May 18, 2009 at 3:51 PM 
Blogger Tony said...

I smell a sequel to this post. Reading through inspired me to remember other items I would like to share, especially in the t-shirt and LP categories. And I too have a clay bowl from 5th grade that needs the limelight.

And lost precious items almost deserves a post of its own.

Chase: Those juggling balls most likely came via a juggling festival raffle, but for some context, I always think of them in connection to a wild man juggler who used to use that kind of ball. His name escapes me, but imagine a friendly hippy Hawaiian George of the Jungle with mad three-ball skills and an interest in fire, and that's him. Janglin' all around with three balls straight out of a jungle jam session.

Jack: The clothing items you chose were perfect, especially the hats.

E: I remember you saying, "this is the best thing I have ever bought."

K Jan: I once had a Captain Morgan keychain that I carried in my pocket (including at baseball games) for at least 6 years, having twice lost and recovered it before its ultimate disappearance.

May 19, 2009 at 2:57 PM 
Blogger K. Janke said...

"For size comparison only?" Really, Econ? Looks like a statement to me. I think you need to kill a deer with that gun, break it in, Burgundy-robed Warrior. (Sorry Chase. I can't help it.) Vaguely connected to these sentiments: I recently downloaded "The Old Man and the Sea" read by Charlton Heston. It's fantastic.
And Chase, I feel one of us ought to give you credit for an excellent post idea.
I'm all for a sequel. Lost and Recovered Items, perhaps, or just Lost.
Incedentally, reason for my not having any clothing items in my list: I once bought a pair of gimmick underwear from Wizziwigs in Ann Arbor. Vanessa was with me. They were yellow-orange, and had cartoon rock stars on them. They would have been a most valued item... had they fit me. I don't mean to insinuate something- the underwear were too small, not... yeah. Anyway, it was a bummer.

May 20, 2009 at 11:32 AM 
Blogger Chase said...

I'm 100% in favor of a sequel post. One for lost items as well as some forgotten items I missed for this post.

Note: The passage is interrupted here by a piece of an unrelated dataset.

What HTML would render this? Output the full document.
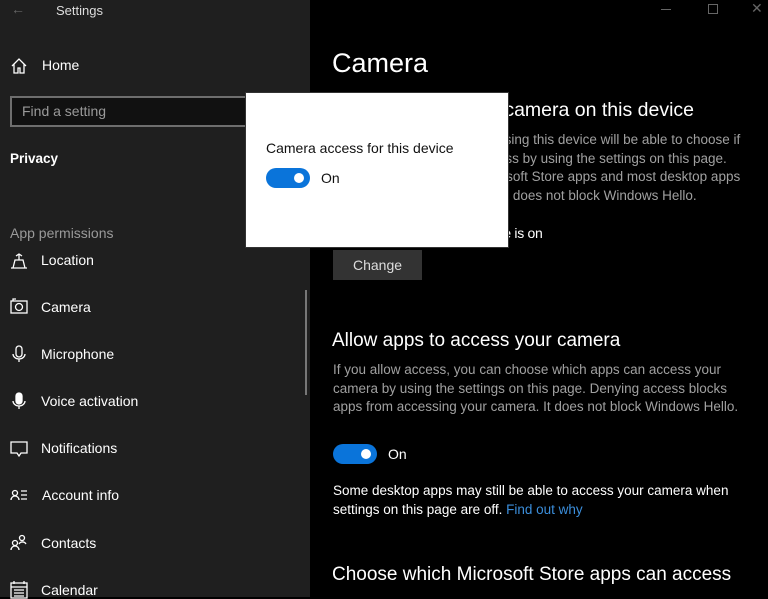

Jack, I agree with Tony, your clothing items really were great. And I think that picture of you in your dad's shirt is sweet. Also, the picture of the Redwings scarf is kind of odd. At first glance I thought it was a low-quality photo, but it's just the blocky look of the letter sewn into the scarf that made that illusion.

May 20, 2009 at 4:12 PM 
Blogger JHitts said...

The scarf has weird screen printing. I first thought that, too, when I uploaded the photo.

I seriously feel like it's weird that I had such a hard time thinking about my own precious items.

May 20, 2009 at 9:43 PM 
Blogger Vanessa said...

Jack, I don't know the story behind the Hives t-shirt.

May 21, 2009 at 2:22 PM 
Blogger JHitts said...

A very short version is here:

Saga, freshman year. Tony and I were both wearing Hives T-shirts (maybe...I know I was wearing mine). That's the story.

May 21, 2009 at 4:15 PM 
Anonymous Dave said...

This seems like a good concept for a blog even though sincerity makes me feel uncomfortable.